His father and grandmother had been pestering him of late to marry. As if his sperm might dry up next year. But having suffered the disaster that was his mother and father’s marriage, he was in no fucking rush.

She furrowed her brow. “You wrote you love me. Is love not enough?”

Peter had said he loved her? Chen supposed it shouldn’t surprise him. Peter fell easily for a pretty face and a sexy body. And Alena, though a tad thin, had both.

“Do you love me?” Chen returned.

“Yes,” she said and gave him a big smile after a brief pause.

Bullshit. He had heard the hesitation in her response.

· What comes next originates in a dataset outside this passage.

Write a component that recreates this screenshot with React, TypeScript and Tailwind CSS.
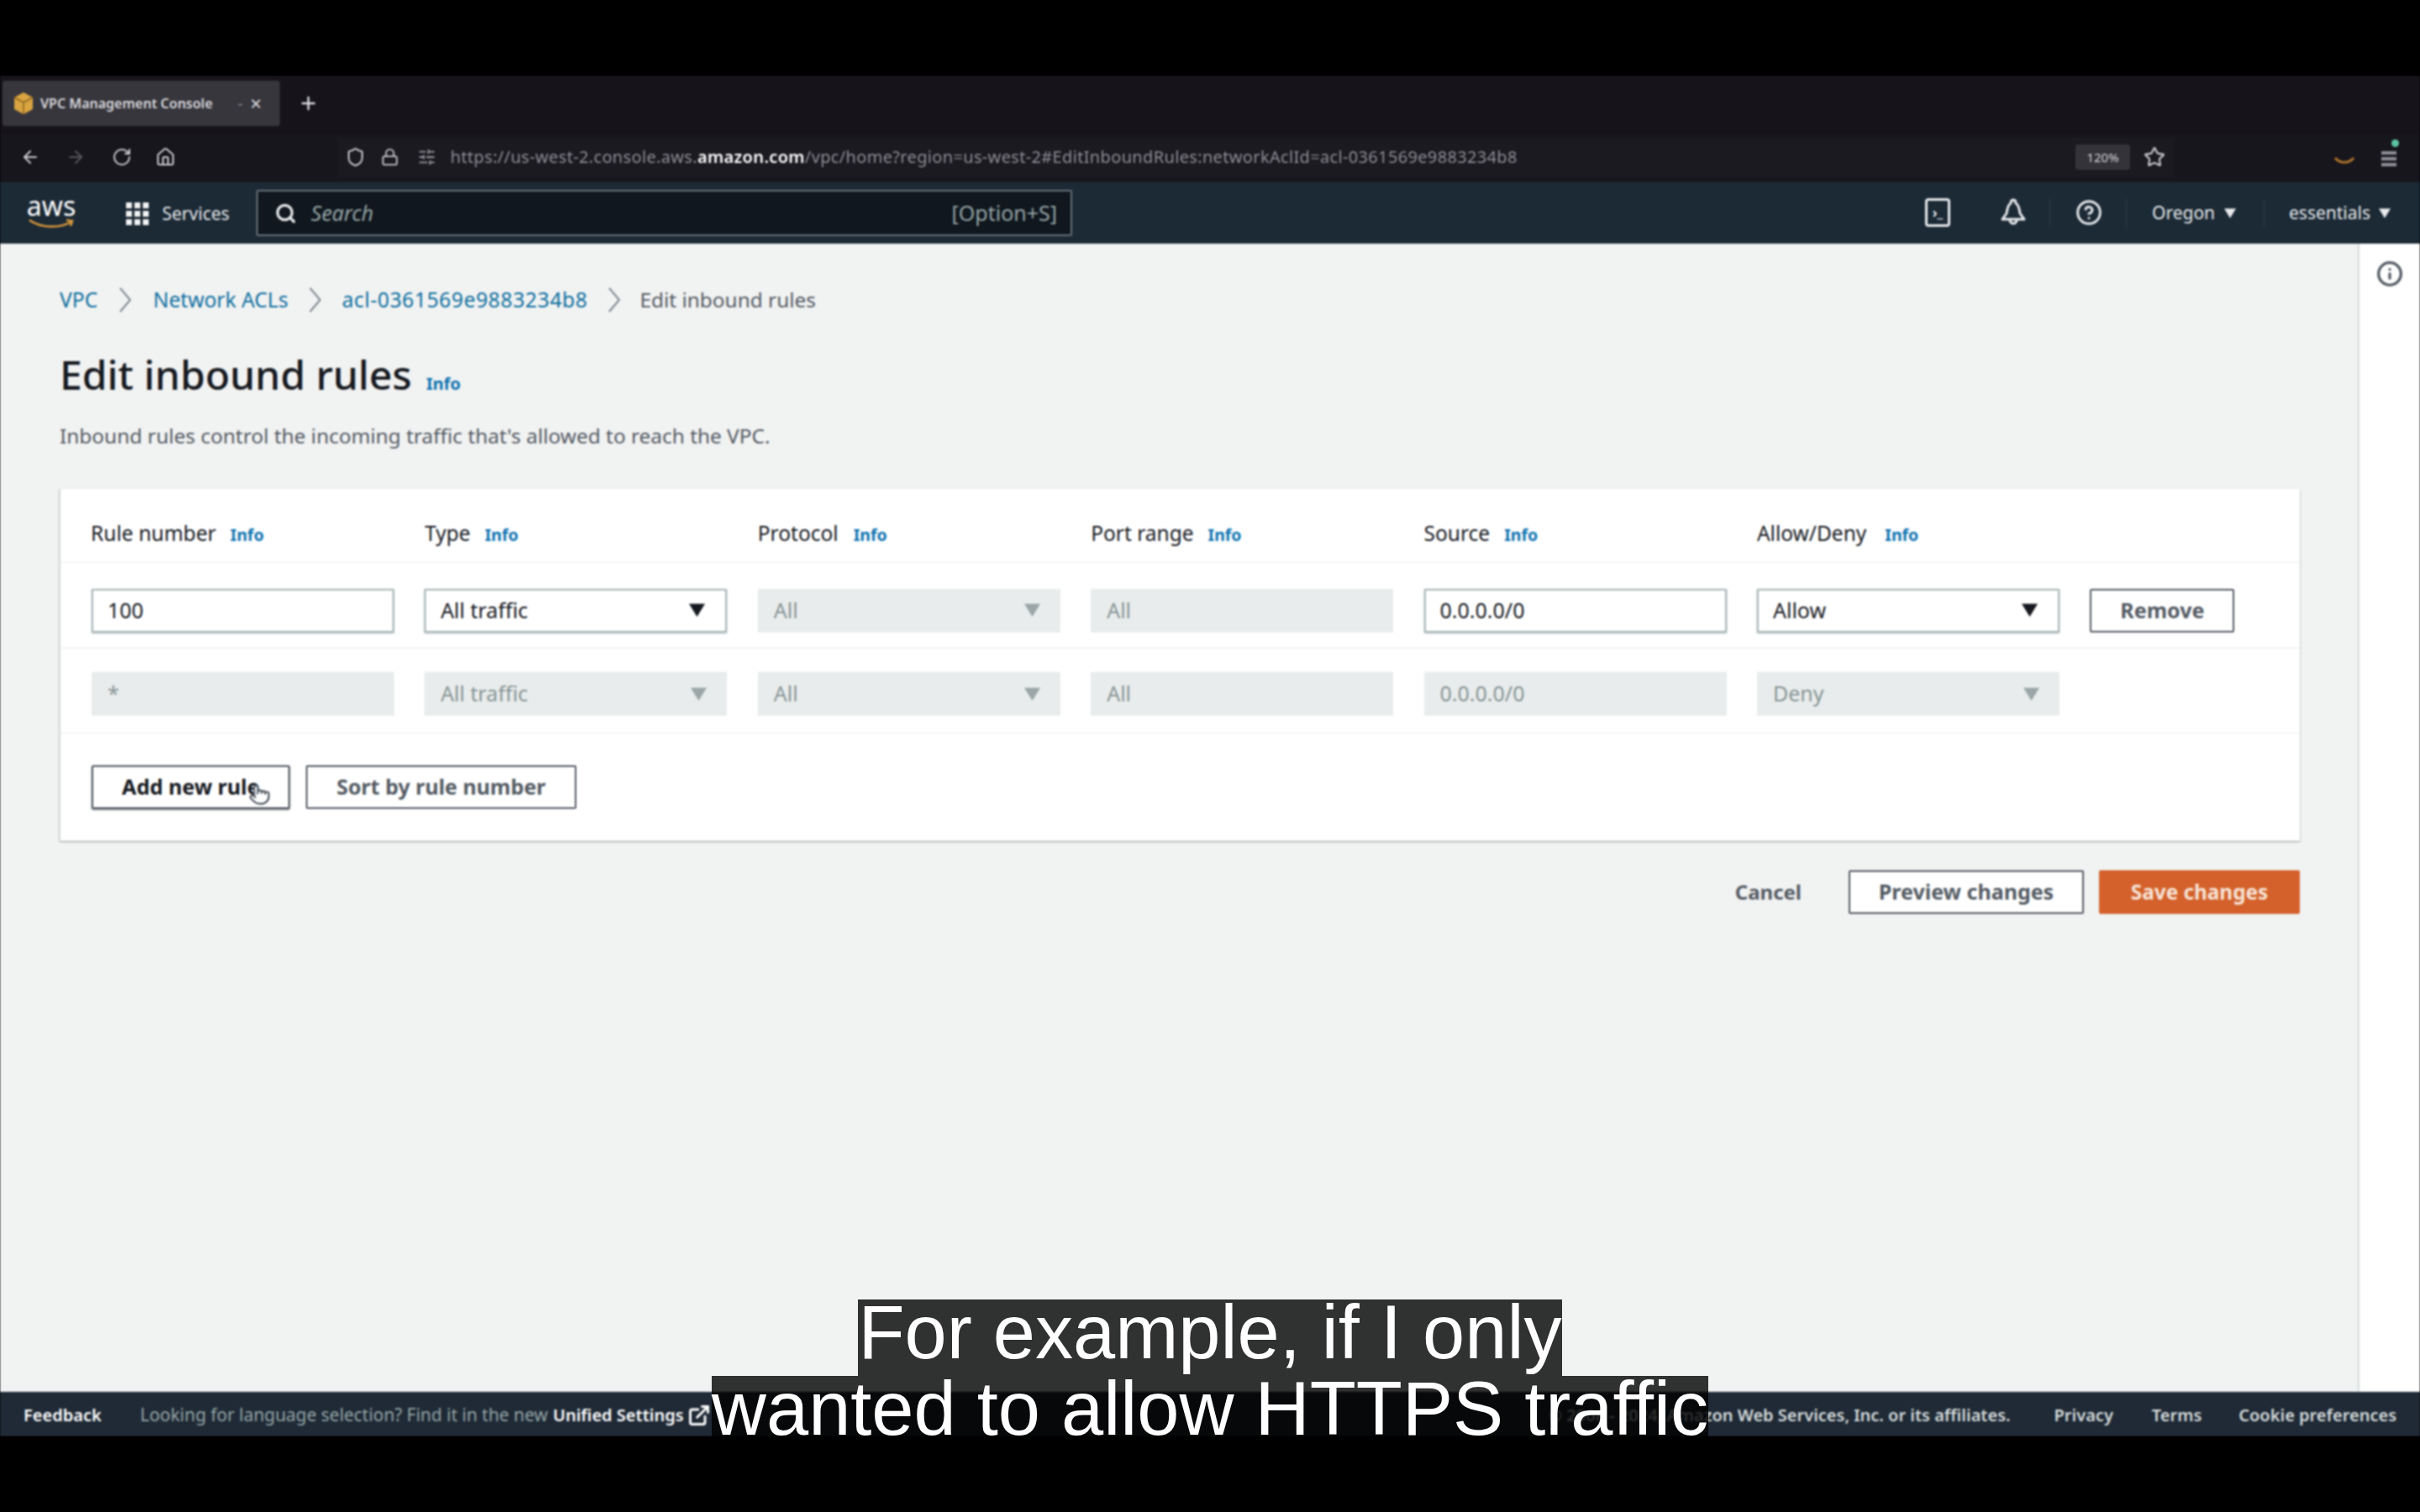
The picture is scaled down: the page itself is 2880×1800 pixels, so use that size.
import React from "react";
import { ArrowLeft, ArrowRight, RotateCw, Home, Shield, Lock, Star, Plus, Search, CircleHelp, Info, ExternalLink, SlidersHorizontal, Pointer } from "lucide-react";

const Caret = ({ c = "#16191f", s = "w-[17px] h-[14px]" }: { c?: string; s?: string }) => (
  <svg viewBox="0 0 17 14" className={s}><polygon points="0,0 17,0 8.5,14" fill={c} /></svg>
);

const Crumb = ({ cls = "mx-[26px]" }: { cls?: string }) => (
  <svg viewBox="0 0 14 30" className={`${cls} w-[14px] h-[30px]`}><polyline points="1,1 13,15 1,29" fill="none" stroke="#7d868e" strokeWidth="2" /></svg>
);

const InfoLink = ({ cls = "text-[19.5px]" }: { cls?: string }) => <span className={`${cls} font-bold text-[#0f73b0]`}>Info</span>;

function Field({ text, disabled, select }: { text: string; disabled?: boolean; select?: boolean }) {
  return (
    <div className={`h-[52px] flex items-center justify-between pr-[24px] text-[25px] ${disabled ? "pl-[19px] bg-[#e9ecec] text-[#879596]" : "pl-[17px] bg-white text-[#16191f] border-2 border-[#aab7b8] shadow-[0_1px_2px_#aab7b8]"}`}>
      <span>{text}</span>
      {select && <Caret c={disabled ? "#9aa6a7" : "#16191f"} s="w-[19px] h-[17px]" />}
    </div>
  );
}

const Header = ({ label, cls = "gap-[17px]" }: { label: string; cls?: string }) => (
  <div className={`flex items-baseline ${cls} text-[24.5px] text-[#16191f] whitespace-nowrap`}>
    <span>{label}</span>
    <InfoLink />
  </div>
);

const Button = ({ children, cls = "" }: { children: React.ReactNode; cls?: string }) => (
  <div className={`h-[52px] flex items-center justify-center border-2 border-[#545b64] bg-white text-[25px] font-bold text-[#545b64] rounded-[2px] ${cls}`}>{children}</div>
);

const rowGrid = "grid grid-cols-[repeat(6,360px)_172px] gap-x-[36.4px] pl-[37px] items-center border-b border-[#eaeded]";

export default function App() {
  return (
    <div className="w-[2880px] h-[1800px] bg-black pt-[90px] font-['Noto_Sans',sans-serif] overflow-hidden">
      <div className="relative h-[1620px] overflow-hidden flex flex-col">
        <div className="relative blur-[1px] h-full flex flex-col">
          {/* Tab strip */}
          <div className="h-[70px] bg-[#16141a] flex items-start pt-[6px] pl-[3px] text-[#d9d9de]">
            <div className="w-[330px] h-[54px] bg-[#37363c] rounded-[3px] flex items-center pl-[13px]">
              <svg viewBox="0 0 24 28" className="w-[24px] h-[28px]"><path d="M12 1 23 7v14l-11 6L1 21V7z" fill="#d9a441" /><path d="M1 7l11 6 11-6M12 13v14" stroke="#8a6420" strokeWidth="1.5" fill="none" /></svg>
              <span className="ml-[8px] text-[16px] font-semibold whitespace-nowrap">VPC Management Console</span>
              <span className="ml-[30px] text-[18px] text-[#8b8b92]">-</span>
              <span className="ml-[8px] text-[18px]">✕</span>
            </div>
            <Plus className="ml-[22px] mt-[15px] w-[24px] h-[24px]" strokeWidth={2.5} />
          </div>

          {/* Browser navigation row */}
          <div className="h-[57px] pb-[3px] bg-[#17161c] flex items-center text-[#c9c9cf] relative">
            <div className="w-[402px] shrink-0 flex items-center pl-[24px]">
              <ArrowLeft className="w-[24px] h-[24px]" />
              <ArrowRight className="ml-[30px] w-[24px] h-[24px] text-[#55555c]" />
              <RotateCw className="ml-[31px] w-[24px] h-[24px]" />
              <Home className="ml-[28px] w-[24px] h-[24px]" />
            </div>
            <div className="w-[2185px] shrink-0 h-[47px] bg-[#1b1a20] flex items-center pl-[9px] whitespace-nowrap">
              <Shield className="shrink-0 w-[24px] h-[26px]" />
              <Lock className="shrink-0 ml-[18px] w-[22px] h-[26px]" />
              <SlidersHorizontal className="shrink-0 ml-[22px] w-[22px] h-[22px] text-[#9a9aa2]" />
              <span className="ml-[17px] text-[20px] text-[#8e8e96] tracking-[0.34px]">https://us-west-2.console.aws.<span className="text-white font-semibold">amazon.com</span>/vpc/home?region=us-west-2#EditInboundRules:networkAclId=acl-0361569e9883234b8</span>
              <div className="ml-auto mr-[10px] flex items-center">
                <span className="w-[65px] h-[30px] bg-[#34333a] rounded-[3px] flex items-center justify-center text-[15px] text-[#d6d6da]">120%</span>
                <Star className="ml-[16px] w-[26px] h-[26px]" />
              </div>
            </div>
            <svg viewBox="0 0 24 10" className="absolute left-[2778px] top-[26px] w-[24px] h-[10px]"><path d="M1 2c6 7 16 7 22 0" stroke="#a9702a" strokeWidth="3" fill="none" /></svg>
            <div className="absolute left-[2834px] top-[14px] w-[18px] h-[24px] flex flex-col justify-end gap-[3px]">
              <span className="h-[4px] bg-[#8e8e96]" /><span className="h-[4px] bg-[#8e8e96]" /><span className="h-[4px] bg-[#8e8e96]" />
            </div>
            <span className="absolute left-[2846px] top-[6px] w-[9px] h-[9px] rounded-full bg-[#5ec5a4]" />
          </div>

          {/* AWS console bar */}
          <div className="h-[73px] bg-[#1c2a36] flex items-center text-[#e8eaec] relative">
            <div className="w-[305px] shrink-0 flex items-center">
              <div className="ml-[32px] w-[58px] h-[50px] flex flex-col items-center">
                <span className="text-[32px] leading-[32px] text-white">aws</span>
                <svg viewBox="0 0 56 12" className="w-[56px] h-[12px] -mt-[1px]"><path d="M2 2c14 10 36 10 50 2M46 2l7 1-2 6" stroke="#d99a3c" strokeWidth="2.5" fill="none" /></svg>
              </div>
              <svg viewBox="0 0 30 30" className="ml-[58px] w-[30px] h-[30px]" fill="#f2f3f3">
                {[2, 12, 22].map((y) => [2, 12, 22].map((x) => <rect key={`${x}-${y}`} x={x} y={y} width="7" height="7" />))}
              </svg>
              <span className="ml-[15px] mt-[2px] text-[21px] whitespace-nowrap">Services</span>
            </div>
            <div className="w-[971px] h-[55px] bg-[#10171e] border-2 border-[#687078] rounded-[2px] flex items-center pl-[20px] pr-[16px]">
              <Search className="w-[26px] h-[26px]" strokeWidth={3} />
              <span className="ml-[17px] text-[25px] italic text-[#95a5a6]">Search</span>
              <span className="ml-auto text-[25px] text-[#95a5a6]">[Option+S]</span>
            </div>
            <div className="absolute left-[2291px] top-[19px] w-[30px] h-[34px] border-[3px] border-[#e8eaec] rounded-[4px] flex items-center justify-center text-[16px] font-bold leading-none">›_</div>
            <svg viewBox="0 0 30 34" className="absolute left-[2381px] top-[19px] w-[30px] h-[34px]" fill="none" stroke="#e8eaec" strokeWidth="3" strokeLinejoin="round">
              <path d="M15 2c-2 0-3 2-3 4C8 8 8 13 7 18l-5 7h26l-5-7c-1-5-1-10-5-12 0-2-1-4-3-4z" />
              <path d="M11 26a4 4 0 0 0 8 0" />
            </svg>
            <span className="absolute left-[2439px] top-[20px] w-px h-[34px] bg-[#2f3d4a]" />
            <CircleHelp className="absolute left-[2470px] top-[20px] w-[32px] h-[32px]" strokeWidth={2.2} />
            <span className="absolute left-[2530px] top-[20px] w-px h-[34px] bg-[#2f3d4a]" />
            <span className="absolute left-[2561px] top-[21px] text-[21px]">Oregon</span>
            <Caret c="#e8eaec" s="absolute left-[2647px] top-[31px] w-[14px] h-[12px]" />
            <span className="absolute left-[2694px] top-[20px] w-px h-[34px] bg-[#2f3d4a]" />
            <span className="absolute left-[2724px] top-[21px] text-[21px]">essentials</span>
            <Caret c="#e8eaec" s="absolute left-[2831px] top-[31px] w-[14px] h-[12px]" />
          </div>

          {/* Main */}
          <div className="flex-1 flex min-h-0">
            <div className="flex-1 bg-[#f1f2f2] pl-[71px] pr-[69px] pt-[48px]">
              <nav className="flex items-center h-[38px] text-[24.6px] whitespace-nowrap">
                <span className="text-[#0f6f9f]">VPC</span>
                <Crumb />
                <span className="text-[#0f6f9f]">Network ACLs</span>
                <Crumb cls="mx-[25px]" />
                <span className="text-[#0f6f9f] tracking-[0.6px]">acl-0361569e9883234b8</span>
                <Crumb cls="ml-[25px] mr-[23px]" />
                <span className="text-[#545b64] text-[24.4px]">Edit inbound rules</span>
              </nav>
              <div className="mt-[38px] flex items-baseline h-[64px]">
                <h1 className="text-[48px] font-medium leading-[64px] text-[#16191f] whitespace-nowrap">Edit inbound rules</h1>
                <span className="ml-[17px]"><InfoLink cls="text-[20px]" /></span>
              </div>
              <p className="mt-[23px] text-[24.4px] leading-[36px] text-[#545b64] whitespace-nowrap">Inbound rules control the incoming traffic that's allowed to reach the VPC.</p>

              <section className="mt-[45px] h-[419px] bg-white border-l border-[#d5dbdb] shadow-[0_1px_2px_#8d9696] relative">
                <div className={`${rowGrid} h-[88px] pt-[20px]`}>
                  <Header label="Rule number" cls="gap-[17px] -ml-[1px]" />
                  <Header label="Type" />
                  <Header label="Protocol" cls="gap-[18px]" />
                  <Header label="Port range" />
                  <Header label="Source" />
                  <Header label="Allow/Deny" cls="gap-[22px]" />
                </div>
                <div className={`${rowGrid} h-[102px] pt-[12px]`}>
                  <Field text="100" />
                  <Field text="All traffic" select />
                  <Field text="All" disabled select />
                  <Field text="All" disabled />
                  <Field text="0.0.0.0/0" />
                  <Field text="Allow" select />
                  <Button>Remove</Button>
                </div>
                <div className={`${rowGrid} h-[101px] pt-[8px]`}>
                  <Field text="*" disabled />
                  <Field text="All traffic" disabled select />
                  <Field text="All" disabled select />
                  <Field text="All" disabled />
                  <Field text="0.0.0.0/0" disabled />
                  <Field text="Deny" disabled select />
                </div>
                <div className="flex pl-[37px] pt-[38px] gap-[19px]">
                  <Button cls="w-[236px] !text-[#16191f] shadow-[0_1px_2px_#545b64]">Add new rule</Button>
                  <Button cls="w-[322px]">Sort by rule number</Button>
                </div>
                <Pointer className="absolute left-[224px] top-[349px] w-[26px] h-[30px] text-[#545b64] fill-white" strokeWidth={2} />
              </section>

              <div className="mt-[35px] flex items-center justify-end">
                <span className="text-[24px] font-bold text-[#545b64] mr-[56px]">Cancel</span>
                <Button cls="w-[280px] mr-[18px]">Preview changes</Button>
                <div className="w-[239px] h-[52px] bg-[#d4612b] rounded-[2px] flex items-center justify-center text-[24.3px] font-bold text-[#f6e3d6]">Save changes</div>
              </div>
            </div>
            <aside className="w-[74px] bg-white border-l-2 border-[#d5dbdb] flex justify-center pt-[20px]">
              <Info className="w-[32px] h-[32px] text-[#545b64]" strokeWidth={2.5} />
            </aside>
          </div>

          {/* Footer */}
          <footer className="h-[53px] pt-[2px] bg-[#1f2a36] flex items-center pl-[28px] pr-[28px] text-[20px] text-[#d5dbdb] whitespace-nowrap">
            <span className="font-semibold text-white">Feedback</span>
            <span className="ml-[46px] text-[20.9px] text-[#95a5a6]">Looking for language selection? Find it in the new</span>
            <span className="ml-[6px] font-semibold text-white">Unified Settings</span>
            <ExternalLink className="ml-[4px] w-[28px] h-[28px] text-white" strokeWidth={2.5} />
            <span className="ml-auto font-semibold">© 2008 - 2024, Amazon Web Services, Inc. or its affiliates.</span>
            <span className="ml-[52px] font-semibold">Privacy</span>
            <span className="ml-[46px] font-semibold">Terms</span>
            <span className="ml-[44px] font-semibold">Cookie preferences</span>
          </footer>
        </div>

        {/* Caption */}
        <div className="absolute left-0 right-0 top-[1457px] flex flex-col items-center font-['Liberation_Sans',sans-serif] text-[90.2px] text-white whitespace-nowrap">
          <span className="bg-black/80 h-[91px] leading-[77px]">For example, if I only</span>
          <span className="bg-black/80 h-[91px] leading-[77px]">wanted to allow HTTPS traffic</span>
        </div>
      </div>
    </div>
  );
}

“Love isn’t enough,” he pronounced. “A man and woman must be compatible in temperament and expectations. They must satisfy each other mentally, emotionally…and physically.”

The last word seemed to startle her. She must not have given such things much thought. She poked nervously at the food on her plate.

“You should eat,” he told her. “Put on some weight.”

He didn’t know where that last part came from; it wasn’t his place or inclination to tell a woman what she should weigh—except that was what his grandmother was always telling him, and would probably continue to tell him until he weighed three or four hundred pounds.

He had noticed her shoes—which had likely contributed to her clumsiness—were frayed and that her dress, though she looked flush in it, was worn. If she came from a poor background, she should take advantage of the food.

“Is it the money?” she asked, looking at her plate instead of him. “The two million rubles?”

He coughed on his tea. Of course. The little gold digger was marrying Peter for money.

Chen could tolerate stupid women, uncouth women, bitchy women, but he couldn’t stand gold diggers. His mother had been the biggest one of all. After swindling tens of millions from his father, she had deserted him, leaving behind a son and daughter, children she obviously cared nothing for.

Chen was tempted to get up in disgust and leave the table. But he had to find out if Alena knew anything that might help solve Peter’s murder.

“Like I said, we need to be sure we are compatible.”

“How?”

A hunger, not for food, reared inside him. He should have banged one of those nurses making eyes at him back at the hospital. Maybe that would have gotten the desire out of his system.

“Let’s start with the physical,” he tested her.

Her bottom lip dropped open a tad.

He set down his chopsticks to put his full gaze on her. “My room. Tonight.”